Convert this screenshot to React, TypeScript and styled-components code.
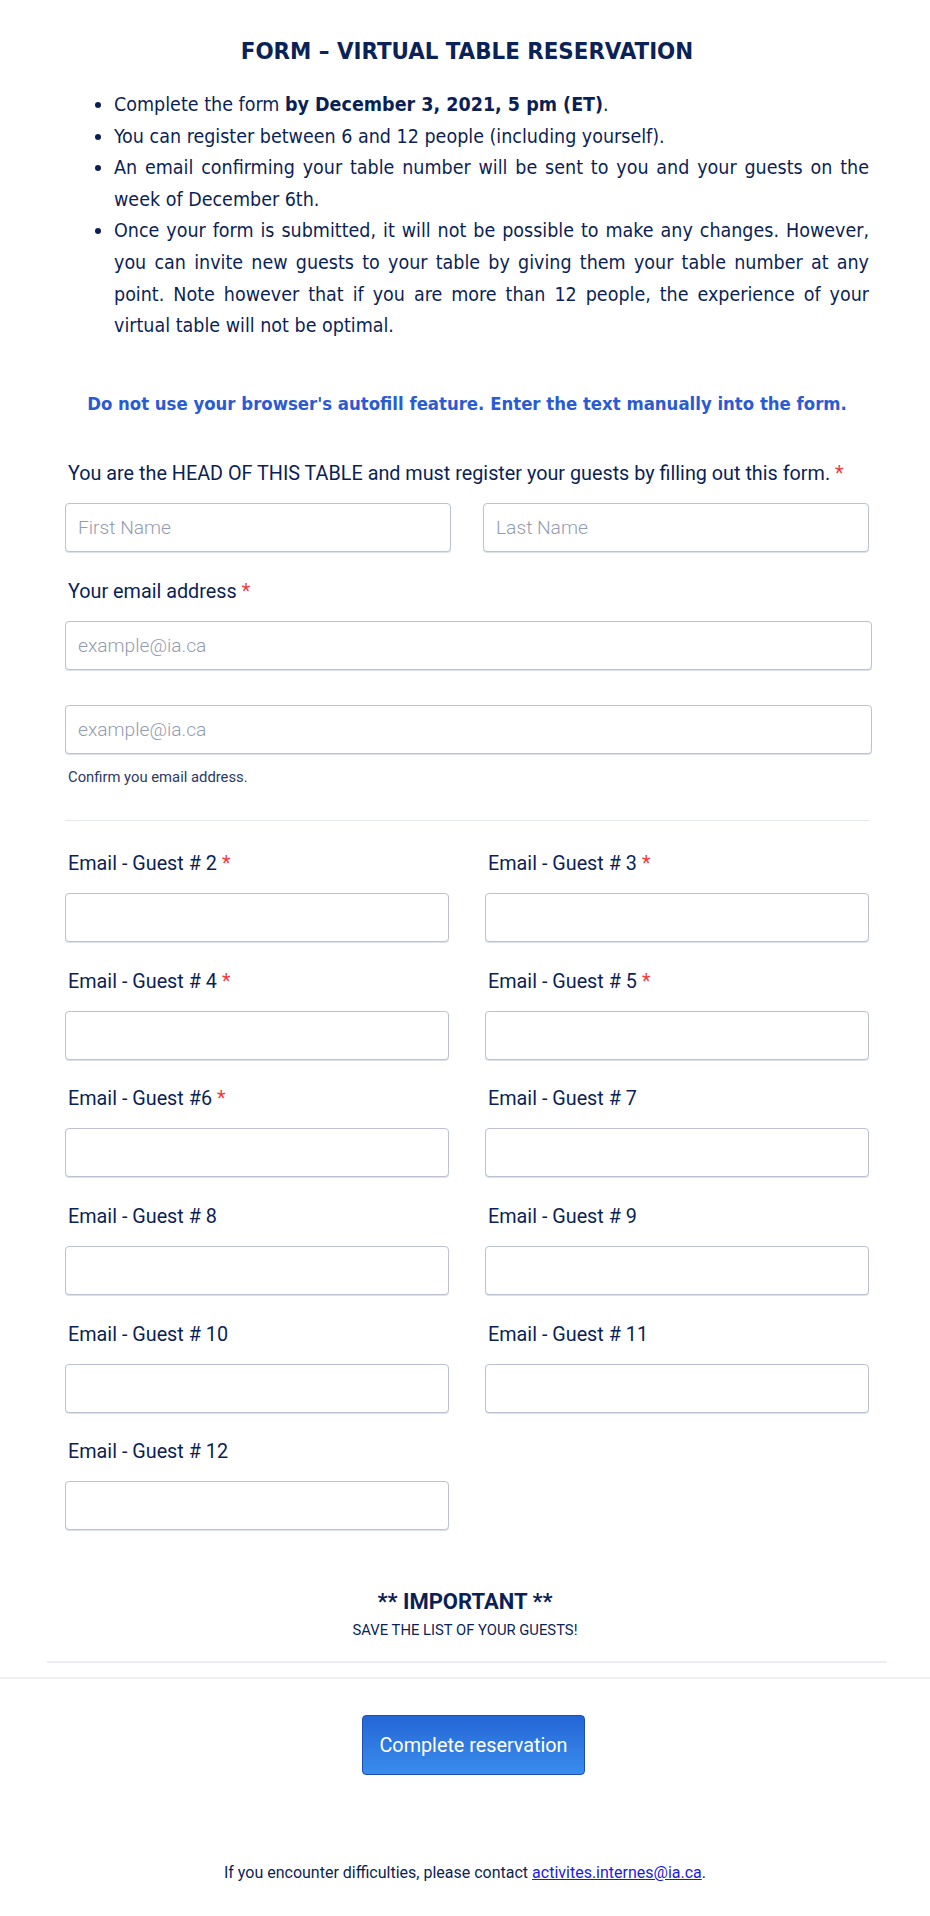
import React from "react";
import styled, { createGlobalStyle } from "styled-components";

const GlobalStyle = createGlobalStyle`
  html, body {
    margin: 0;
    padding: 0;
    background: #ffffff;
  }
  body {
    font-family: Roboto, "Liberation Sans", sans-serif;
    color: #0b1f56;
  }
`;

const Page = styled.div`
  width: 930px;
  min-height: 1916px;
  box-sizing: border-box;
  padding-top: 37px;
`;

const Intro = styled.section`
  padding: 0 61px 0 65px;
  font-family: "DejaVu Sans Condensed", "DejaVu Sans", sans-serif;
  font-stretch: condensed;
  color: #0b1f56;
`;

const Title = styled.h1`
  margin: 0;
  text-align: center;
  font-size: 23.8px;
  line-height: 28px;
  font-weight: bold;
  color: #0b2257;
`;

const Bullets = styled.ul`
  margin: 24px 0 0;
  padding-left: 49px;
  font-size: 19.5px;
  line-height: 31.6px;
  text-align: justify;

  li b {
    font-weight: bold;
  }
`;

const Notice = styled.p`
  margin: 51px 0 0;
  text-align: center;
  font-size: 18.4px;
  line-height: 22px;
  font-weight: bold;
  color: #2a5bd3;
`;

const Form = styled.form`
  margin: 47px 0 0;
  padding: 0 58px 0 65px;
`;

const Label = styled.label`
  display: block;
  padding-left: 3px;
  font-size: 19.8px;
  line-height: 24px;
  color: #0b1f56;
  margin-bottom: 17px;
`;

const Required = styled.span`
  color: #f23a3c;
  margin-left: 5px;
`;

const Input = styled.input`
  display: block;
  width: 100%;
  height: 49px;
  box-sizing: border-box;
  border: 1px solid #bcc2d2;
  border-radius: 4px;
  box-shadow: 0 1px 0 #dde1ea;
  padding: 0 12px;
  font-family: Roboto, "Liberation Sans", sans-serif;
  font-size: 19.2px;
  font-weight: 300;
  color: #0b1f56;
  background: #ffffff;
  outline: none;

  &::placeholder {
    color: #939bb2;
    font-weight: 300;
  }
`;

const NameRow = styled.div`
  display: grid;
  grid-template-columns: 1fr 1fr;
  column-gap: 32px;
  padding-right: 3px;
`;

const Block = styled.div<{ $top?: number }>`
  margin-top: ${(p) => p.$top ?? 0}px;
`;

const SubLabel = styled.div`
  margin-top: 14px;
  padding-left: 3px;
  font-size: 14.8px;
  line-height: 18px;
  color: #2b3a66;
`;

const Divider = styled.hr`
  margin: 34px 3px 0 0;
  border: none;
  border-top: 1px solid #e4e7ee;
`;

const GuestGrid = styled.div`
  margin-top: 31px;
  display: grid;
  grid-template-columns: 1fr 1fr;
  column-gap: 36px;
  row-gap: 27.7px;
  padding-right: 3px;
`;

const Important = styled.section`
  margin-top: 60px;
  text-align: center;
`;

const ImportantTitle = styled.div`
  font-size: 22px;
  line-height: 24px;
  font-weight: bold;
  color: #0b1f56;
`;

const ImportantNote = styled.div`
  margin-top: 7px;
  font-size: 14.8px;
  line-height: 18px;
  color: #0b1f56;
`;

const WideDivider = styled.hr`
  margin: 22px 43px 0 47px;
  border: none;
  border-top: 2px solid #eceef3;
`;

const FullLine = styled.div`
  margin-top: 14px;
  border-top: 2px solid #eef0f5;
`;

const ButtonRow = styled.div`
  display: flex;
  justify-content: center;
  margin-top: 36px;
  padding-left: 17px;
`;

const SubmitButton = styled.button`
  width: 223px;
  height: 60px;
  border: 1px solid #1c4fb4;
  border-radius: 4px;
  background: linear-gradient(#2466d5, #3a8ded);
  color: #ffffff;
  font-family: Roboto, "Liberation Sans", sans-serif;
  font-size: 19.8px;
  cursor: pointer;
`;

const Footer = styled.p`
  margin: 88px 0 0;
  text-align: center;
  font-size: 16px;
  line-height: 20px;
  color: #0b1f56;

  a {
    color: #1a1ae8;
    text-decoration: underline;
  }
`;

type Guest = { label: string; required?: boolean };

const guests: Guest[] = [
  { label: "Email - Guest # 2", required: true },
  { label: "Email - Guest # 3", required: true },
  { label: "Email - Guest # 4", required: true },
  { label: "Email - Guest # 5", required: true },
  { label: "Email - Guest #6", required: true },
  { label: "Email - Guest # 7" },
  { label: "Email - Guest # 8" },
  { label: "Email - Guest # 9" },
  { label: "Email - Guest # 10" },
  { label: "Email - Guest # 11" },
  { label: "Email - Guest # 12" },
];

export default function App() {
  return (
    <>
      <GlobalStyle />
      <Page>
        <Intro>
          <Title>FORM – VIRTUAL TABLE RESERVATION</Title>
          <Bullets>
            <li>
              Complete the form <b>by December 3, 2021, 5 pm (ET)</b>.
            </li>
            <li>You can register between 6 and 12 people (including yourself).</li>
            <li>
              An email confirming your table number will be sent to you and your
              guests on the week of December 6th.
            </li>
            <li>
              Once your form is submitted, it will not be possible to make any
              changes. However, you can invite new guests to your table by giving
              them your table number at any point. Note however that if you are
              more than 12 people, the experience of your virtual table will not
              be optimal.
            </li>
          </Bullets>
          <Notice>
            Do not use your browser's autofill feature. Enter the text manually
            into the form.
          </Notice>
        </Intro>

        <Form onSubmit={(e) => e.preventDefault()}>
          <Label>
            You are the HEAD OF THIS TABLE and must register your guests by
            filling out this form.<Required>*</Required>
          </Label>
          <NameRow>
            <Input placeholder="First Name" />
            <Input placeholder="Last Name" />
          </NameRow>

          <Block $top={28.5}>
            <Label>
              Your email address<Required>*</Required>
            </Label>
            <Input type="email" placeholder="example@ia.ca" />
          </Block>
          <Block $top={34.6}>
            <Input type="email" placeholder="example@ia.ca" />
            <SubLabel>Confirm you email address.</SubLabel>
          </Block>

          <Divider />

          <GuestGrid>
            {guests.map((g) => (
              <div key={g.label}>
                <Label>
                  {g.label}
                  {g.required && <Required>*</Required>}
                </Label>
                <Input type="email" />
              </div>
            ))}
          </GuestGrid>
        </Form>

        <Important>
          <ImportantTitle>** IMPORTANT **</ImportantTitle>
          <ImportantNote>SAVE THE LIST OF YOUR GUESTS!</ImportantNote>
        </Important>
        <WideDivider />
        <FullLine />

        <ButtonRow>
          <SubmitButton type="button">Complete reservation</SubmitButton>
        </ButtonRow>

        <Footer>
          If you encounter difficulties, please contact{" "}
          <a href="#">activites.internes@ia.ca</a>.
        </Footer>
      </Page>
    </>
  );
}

*WHAT YOU NEED TO DO*: Transcribe the preceding listing in its entirety and with exact wording, leaving out pictures.

*ANSWER*:
Convert this screenshot to React, TypeScript and styled-components code.
import React from "react";
import styled, { createGlobalStyle } from "styled-components";

const GlobalStyle = createGlobalStyle`
  html, body {
    margin: 0;
    padding: 0;
    background: #ffffff;
  }
  body {
    font-family: Roboto, "Liberation Sans", sans-serif;
    color: #0b1f56;
  }
`;

const Page = styled.div`
  width: 930px;
  min-height: 1916px;
  box-sizing: border-box;
  padding-top: 37px;
`;

const Intro = styled.section`
  padding: 0 61px 0 65px;
  font-family: "DejaVu Sans Condensed", "DejaVu Sans", sans-serif;
  font-stretch: condensed;
  color: #0b1f56;
`;

const Title = styled.h1`
  margin: 0;
  text-align: center;
  font-size: 23.8px;
  line-height: 28px;
  font-weight: bold;
  color: #0b2257;
`;

const Bullets = styled.ul`
  margin: 24px 0 0;
  padding-left: 49px;
  font-size: 19.5px;
  line-height: 31.6px;
  text-align: justify;

  li b {
    font-weight: bold;
  }
`;

const Notice = styled.p`
  margin: 51px 0 0;
  text-align: center;
  font-size: 18.4px;
  line-height: 22px;
  font-weight: bold;
  color: #2a5bd3;
`;

const Form = styled.form`
  margin: 47px 0 0;
  padding: 0 58px 0 65px;
`;

const Label = styled.label`
  display: block;
  padding-left: 3px;
  font-size: 19.8px;
  line-height: 24px;
  color: #0b1f56;
  margin-bottom: 17px;
`;

const Required = styled.span`
  color: #f23a3c;
  margin-left: 5px;
`;

const Input = styled.input`
  display: block;
  width: 100%;
  height: 49px;
  box-sizing: border-box;
  border: 1px solid #bcc2d2;
  border-radius: 4px;
  box-shadow: 0 1px 0 #dde1ea;
  padding: 0 12px;
  font-family: Roboto, "Liberation Sans", sans-serif;
  font-size: 19.2px;
  font-weight: 300;
  color: #0b1f56;
  background: #ffffff;
  outline: none;

  &::placeholder {
    color: #939bb2;
    font-weight: 300;
  }
`;

const NameRow = styled.div`
  display: grid;
  grid-template-columns: 1fr 1fr;
  column-gap: 32px;
  padding-right: 3px;
`;

const Block = styled.div<{ $top?: number }>`
  margin-top: ${(p) => p.$top ?? 0}px;
`;

const SubLabel = styled.div`
  margin-top: 14px;
  padding-left: 3px;
  font-size: 14.8px;
  line-height: 18px;
  color: #2b3a66;
`;

const Divider = styled.hr`
  margin: 34px 3px 0 0;
  border: none;
  border-top: 1px solid #e4e7ee;
`;

const GuestGrid = styled.div`
  margin-top: 31px;
  display: grid;
  grid-template-columns: 1fr 1fr;
  column-gap: 36px;
  row-gap: 27.7px;
  padding-right: 3px;
`;

const Important = styled.section`
  margin-top: 60px;
  text-align: center;
`;

const ImportantTitle = styled.div`
  font-size: 22px;
  line-height: 24px;
  font-weight: bold;
  color: #0b1f56;
`;

const ImportantNote = styled.div`
  margin-top: 7px;
  font-size: 14.8px;
  line-height: 18px;
  color: #0b1f56;
`;

const WideDivider = styled.hr`
  margin: 22px 43px 0 47px;
  border: none;
  border-top: 2px solid #eceef3;
`;

const FullLine = styled.div`
  margin-top: 14px;
  border-top: 2px solid #eef0f5;
`;

const ButtonRow = styled.div`
  display: flex;
  justify-content: center;
  margin-top: 36px;
  padding-left: 17px;
`;

const SubmitButton = styled.button`
  width: 223px;
  height: 60px;
  border: 1px solid #1c4fb4;
  border-radius: 4px;
  background: linear-gradient(#2466d5, #3a8ded);
  color: #ffffff;
  font-family: Roboto, "Liberation Sans", sans-serif;
  font-size: 19.8px;
  cursor: pointer;
`;

const Footer = styled.p`
  margin: 88px 0 0;
  text-align: center;
  font-size: 16px;
  line-height: 20px;
  color: #0b1f56;

  a {
    color: #1a1ae8;
    text-decoration: underline;
  }
`;

type Guest = { label: string; required?: boolean };

const guests: Guest[] = [
  { label: "Email - Guest # 2", required: true },
  { label: "Email - Guest # 3", required: true },
  { label: "Email - Guest # 4", required: true },
  { label: "Email - Guest # 5", required: true },
  { label: "Email - Guest #6", required: true },
  { label: "Email - Guest # 7" },
  { label: "Email - Guest # 8" },
  { label: "Email - Guest # 9" },
  { label: "Email - Guest # 10" },
  { label: "Email - Guest # 11" },
  { label: "Email - Guest # 12" },
];

export default function App() {
  return (
    <>
      <GlobalStyle />
      <Page>
        <Intro>
          <Title>FORM – VIRTUAL TABLE RESERVATION</Title>
          <Bullets>
            <li>
              Complete the form <b>by December 3, 2021, 5 pm (ET)</b>.
            </li>
            <li>You can register between 6 and 12 people (including yourself).</li>
            <li>
              An email confirming your table number will be sent to you and your
              guests on the week of December 6th.
            </li>
            <li>
              Once your form is submitted, it will not be possible to make any
              changes. However, you can invite new guests to your table by giving
              them your table number at any point. Note however that if you are
              more than 12 people, the experience of your virtual table will not
              be optimal.
            </li>
          </Bullets>
          <Notice>
            Do not use your browser's autofill feature. Enter the text manually
            into the form.
          </Notice>
        </Intro>

        <Form onSubmit={(e) => e.preventDefault()}>
          <Label>
            You are the HEAD OF THIS TABLE and must register your guests by
            filling out this form.<Required>*</Required>
          </Label>
          <NameRow>
            <Input placeholder="First Name" />
            <Input placeholder="Last Name" />
          </NameRow>

          <Block $top={28.5}>
            <Label>
              Your email address<Required>*</Required>
            </Label>
            <Input type="email" placeholder="example@ia.ca" />
          </Block>
          <Block $top={34.6}>
            <Input type="email" placeholder="example@ia.ca" />
            <SubLabel>Confirm you email address.</SubLabel>
          </Block>

          <Divider />

          <GuestGrid>
            {guests.map((g) => (
              <div key={g.label}>
                <Label>
                  {g.label}
                  {g.required && <Required>*</Required>}
                </Label>
                <Input type="email" />
              </div>
            ))}
          </GuestGrid>
        </Form>

        <Important>
          <ImportantTitle>** IMPORTANT **</ImportantTitle>
          <ImportantNote>SAVE THE LIST OF YOUR GUESTS!</ImportantNote>
        </Important>
        <WideDivider />
        <FullLine />

        <ButtonRow>
          <SubmitButton type="button">Complete reservation</SubmitButton>
        </ButtonRow>

        <Footer>
          If you encounter difficulties, please contact{" "}
          <a href="#">activites.internes@ia.ca</a>.
        </Footer>
      </Page>
    </>
  );
}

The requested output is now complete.